- _GIVEN EXERCISE_:
Review the material line by line. Identify and copy every line that contains the string "this".

- _THE DATA_:
_____

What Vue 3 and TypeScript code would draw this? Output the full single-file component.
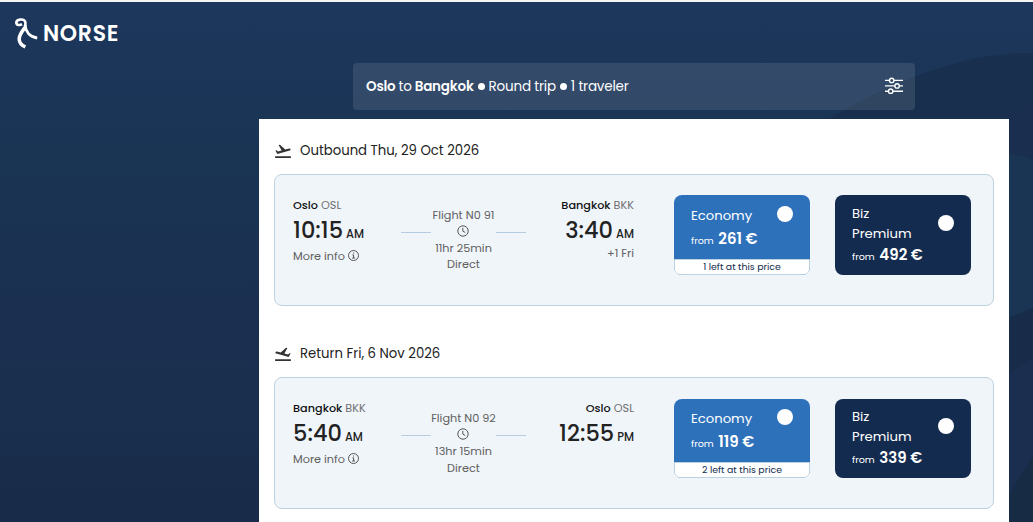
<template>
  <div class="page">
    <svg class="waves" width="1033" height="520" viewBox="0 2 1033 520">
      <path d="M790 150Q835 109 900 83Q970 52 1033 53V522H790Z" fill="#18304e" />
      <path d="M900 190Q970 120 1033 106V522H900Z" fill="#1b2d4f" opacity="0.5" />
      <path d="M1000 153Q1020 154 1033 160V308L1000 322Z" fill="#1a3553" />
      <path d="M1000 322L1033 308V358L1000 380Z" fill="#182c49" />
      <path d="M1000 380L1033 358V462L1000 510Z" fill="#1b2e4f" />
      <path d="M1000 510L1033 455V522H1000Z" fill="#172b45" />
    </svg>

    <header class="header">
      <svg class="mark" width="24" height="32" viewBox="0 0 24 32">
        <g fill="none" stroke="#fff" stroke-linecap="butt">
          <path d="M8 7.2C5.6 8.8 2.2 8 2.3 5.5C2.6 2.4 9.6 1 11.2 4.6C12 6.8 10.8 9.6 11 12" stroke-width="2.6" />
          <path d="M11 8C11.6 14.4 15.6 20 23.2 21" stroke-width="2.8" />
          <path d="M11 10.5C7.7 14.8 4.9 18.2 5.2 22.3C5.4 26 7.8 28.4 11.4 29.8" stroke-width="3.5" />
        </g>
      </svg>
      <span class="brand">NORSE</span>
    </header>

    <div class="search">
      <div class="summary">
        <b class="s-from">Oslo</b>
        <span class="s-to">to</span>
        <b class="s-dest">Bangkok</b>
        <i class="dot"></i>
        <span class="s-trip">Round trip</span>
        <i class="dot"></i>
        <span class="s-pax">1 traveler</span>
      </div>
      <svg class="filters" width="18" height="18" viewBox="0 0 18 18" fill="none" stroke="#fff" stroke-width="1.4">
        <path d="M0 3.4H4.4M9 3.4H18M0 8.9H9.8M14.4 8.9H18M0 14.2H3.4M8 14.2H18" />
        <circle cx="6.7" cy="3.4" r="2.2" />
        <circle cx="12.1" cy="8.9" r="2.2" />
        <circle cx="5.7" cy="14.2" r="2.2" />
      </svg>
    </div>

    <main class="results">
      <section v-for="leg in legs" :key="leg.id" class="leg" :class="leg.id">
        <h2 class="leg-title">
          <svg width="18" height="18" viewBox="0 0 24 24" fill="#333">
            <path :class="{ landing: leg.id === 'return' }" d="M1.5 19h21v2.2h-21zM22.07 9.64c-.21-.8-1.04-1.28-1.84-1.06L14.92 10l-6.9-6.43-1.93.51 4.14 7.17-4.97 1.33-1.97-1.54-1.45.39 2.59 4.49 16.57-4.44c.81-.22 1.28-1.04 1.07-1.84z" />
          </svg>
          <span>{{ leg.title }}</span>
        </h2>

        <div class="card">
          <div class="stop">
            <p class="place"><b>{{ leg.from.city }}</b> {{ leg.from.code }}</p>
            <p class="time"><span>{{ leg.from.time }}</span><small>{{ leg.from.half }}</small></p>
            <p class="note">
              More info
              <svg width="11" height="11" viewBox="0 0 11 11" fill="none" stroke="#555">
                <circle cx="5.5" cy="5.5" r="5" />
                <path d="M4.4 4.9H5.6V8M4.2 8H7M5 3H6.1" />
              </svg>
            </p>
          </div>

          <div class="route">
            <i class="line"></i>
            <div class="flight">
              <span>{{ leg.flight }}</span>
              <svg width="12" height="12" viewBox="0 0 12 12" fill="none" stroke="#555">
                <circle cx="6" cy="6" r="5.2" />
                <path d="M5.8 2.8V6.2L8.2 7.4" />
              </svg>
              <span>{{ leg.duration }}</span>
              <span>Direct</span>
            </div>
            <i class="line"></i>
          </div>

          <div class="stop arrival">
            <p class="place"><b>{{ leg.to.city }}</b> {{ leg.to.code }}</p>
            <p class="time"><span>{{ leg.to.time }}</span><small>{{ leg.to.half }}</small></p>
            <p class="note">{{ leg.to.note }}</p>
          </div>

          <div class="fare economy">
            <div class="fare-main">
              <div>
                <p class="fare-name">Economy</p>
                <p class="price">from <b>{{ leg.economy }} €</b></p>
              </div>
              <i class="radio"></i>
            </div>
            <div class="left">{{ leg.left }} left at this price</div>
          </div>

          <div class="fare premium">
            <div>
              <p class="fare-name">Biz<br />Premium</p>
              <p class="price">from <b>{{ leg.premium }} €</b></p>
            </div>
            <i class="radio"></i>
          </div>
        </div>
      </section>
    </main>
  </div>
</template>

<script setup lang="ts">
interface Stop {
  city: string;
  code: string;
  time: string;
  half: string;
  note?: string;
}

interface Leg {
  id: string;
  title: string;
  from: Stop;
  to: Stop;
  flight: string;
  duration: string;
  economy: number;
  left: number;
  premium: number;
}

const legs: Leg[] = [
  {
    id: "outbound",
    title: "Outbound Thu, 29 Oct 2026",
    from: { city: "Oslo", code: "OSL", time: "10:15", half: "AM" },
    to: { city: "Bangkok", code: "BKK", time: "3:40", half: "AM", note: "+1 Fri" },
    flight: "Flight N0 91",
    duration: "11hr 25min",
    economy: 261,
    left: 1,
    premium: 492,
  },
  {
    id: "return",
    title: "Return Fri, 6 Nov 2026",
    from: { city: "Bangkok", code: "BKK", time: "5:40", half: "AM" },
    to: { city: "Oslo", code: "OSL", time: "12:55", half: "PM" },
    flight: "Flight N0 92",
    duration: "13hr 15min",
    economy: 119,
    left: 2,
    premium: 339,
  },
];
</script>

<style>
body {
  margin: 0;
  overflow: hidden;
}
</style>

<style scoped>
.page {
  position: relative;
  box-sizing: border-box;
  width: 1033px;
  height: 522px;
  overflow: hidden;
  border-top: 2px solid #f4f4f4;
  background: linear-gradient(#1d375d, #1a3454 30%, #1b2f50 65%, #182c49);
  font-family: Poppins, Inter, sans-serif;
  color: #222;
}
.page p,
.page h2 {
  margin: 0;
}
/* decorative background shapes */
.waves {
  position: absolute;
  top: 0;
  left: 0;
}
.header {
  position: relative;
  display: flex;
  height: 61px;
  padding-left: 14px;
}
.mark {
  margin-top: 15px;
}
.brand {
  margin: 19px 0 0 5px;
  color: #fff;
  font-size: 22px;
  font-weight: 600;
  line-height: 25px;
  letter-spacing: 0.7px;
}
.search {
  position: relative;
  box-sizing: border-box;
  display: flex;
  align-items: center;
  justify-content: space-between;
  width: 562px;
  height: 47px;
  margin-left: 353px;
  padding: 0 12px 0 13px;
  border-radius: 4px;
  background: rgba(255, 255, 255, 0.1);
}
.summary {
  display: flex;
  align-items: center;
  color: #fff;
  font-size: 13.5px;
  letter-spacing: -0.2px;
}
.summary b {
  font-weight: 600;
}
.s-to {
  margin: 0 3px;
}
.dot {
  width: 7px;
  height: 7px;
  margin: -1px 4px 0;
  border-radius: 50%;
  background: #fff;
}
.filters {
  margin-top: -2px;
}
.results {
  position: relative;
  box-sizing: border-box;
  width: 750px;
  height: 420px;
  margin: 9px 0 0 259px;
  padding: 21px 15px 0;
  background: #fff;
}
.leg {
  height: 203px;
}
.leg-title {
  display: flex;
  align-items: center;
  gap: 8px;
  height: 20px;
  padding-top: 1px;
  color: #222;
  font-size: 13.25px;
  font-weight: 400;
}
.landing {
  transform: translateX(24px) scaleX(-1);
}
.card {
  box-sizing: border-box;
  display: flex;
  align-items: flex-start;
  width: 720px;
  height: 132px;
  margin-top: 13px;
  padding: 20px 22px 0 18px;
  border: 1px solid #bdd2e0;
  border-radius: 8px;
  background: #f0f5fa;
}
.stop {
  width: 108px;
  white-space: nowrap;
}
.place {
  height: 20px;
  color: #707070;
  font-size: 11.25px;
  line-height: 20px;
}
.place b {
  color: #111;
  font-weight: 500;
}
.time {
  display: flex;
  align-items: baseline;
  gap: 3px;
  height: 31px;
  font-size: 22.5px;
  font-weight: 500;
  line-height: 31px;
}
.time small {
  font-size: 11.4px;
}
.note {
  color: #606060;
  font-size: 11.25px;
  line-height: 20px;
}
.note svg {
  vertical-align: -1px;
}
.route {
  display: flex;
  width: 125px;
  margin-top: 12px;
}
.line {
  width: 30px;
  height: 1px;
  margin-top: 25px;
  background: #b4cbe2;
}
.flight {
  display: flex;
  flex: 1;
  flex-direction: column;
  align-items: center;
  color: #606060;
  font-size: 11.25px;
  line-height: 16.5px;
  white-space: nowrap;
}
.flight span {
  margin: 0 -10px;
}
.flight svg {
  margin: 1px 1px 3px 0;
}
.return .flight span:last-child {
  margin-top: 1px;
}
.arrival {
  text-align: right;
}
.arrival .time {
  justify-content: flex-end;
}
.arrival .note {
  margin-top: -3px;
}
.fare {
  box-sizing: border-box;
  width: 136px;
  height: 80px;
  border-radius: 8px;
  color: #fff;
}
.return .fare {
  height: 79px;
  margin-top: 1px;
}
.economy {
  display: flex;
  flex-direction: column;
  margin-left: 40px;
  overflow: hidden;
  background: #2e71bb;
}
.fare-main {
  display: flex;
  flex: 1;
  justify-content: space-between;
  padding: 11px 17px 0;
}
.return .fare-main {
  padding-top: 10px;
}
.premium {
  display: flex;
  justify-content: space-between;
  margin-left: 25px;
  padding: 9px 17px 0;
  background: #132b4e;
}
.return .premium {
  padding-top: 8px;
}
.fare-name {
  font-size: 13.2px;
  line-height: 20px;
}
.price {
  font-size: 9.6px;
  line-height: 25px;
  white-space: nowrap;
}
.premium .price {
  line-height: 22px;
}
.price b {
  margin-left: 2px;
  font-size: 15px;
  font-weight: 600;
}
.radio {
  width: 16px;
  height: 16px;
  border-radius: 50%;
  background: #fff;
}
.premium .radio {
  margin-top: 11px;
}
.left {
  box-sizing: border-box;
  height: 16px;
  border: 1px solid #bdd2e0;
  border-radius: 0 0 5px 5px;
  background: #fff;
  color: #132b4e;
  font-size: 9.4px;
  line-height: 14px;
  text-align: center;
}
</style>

_____

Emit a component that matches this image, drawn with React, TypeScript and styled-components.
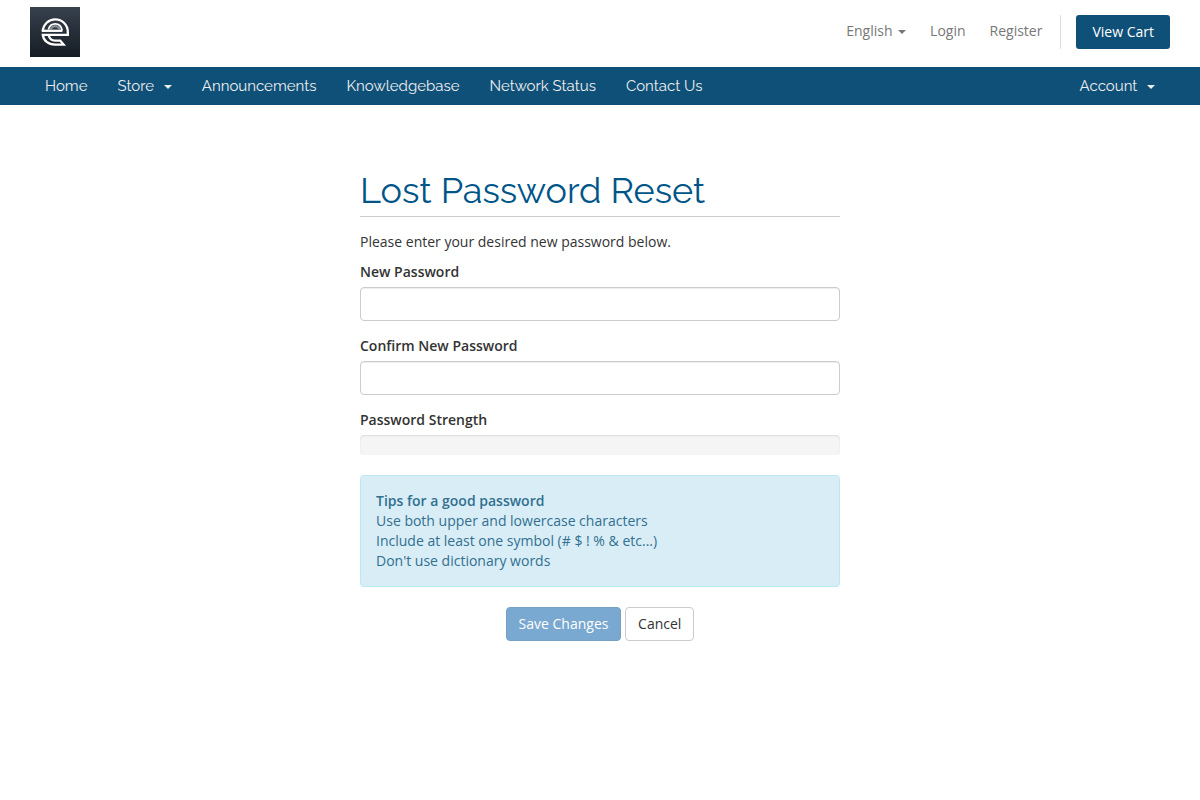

_____

- _SOLUTION_:
What Vue 3 and TypeScript code would draw this? Output the full single-file component.
            <div class="left">{{ leg.left }} left at this price</div>
Emit a component that matches this image, drawn with React, TypeScript and styled-components.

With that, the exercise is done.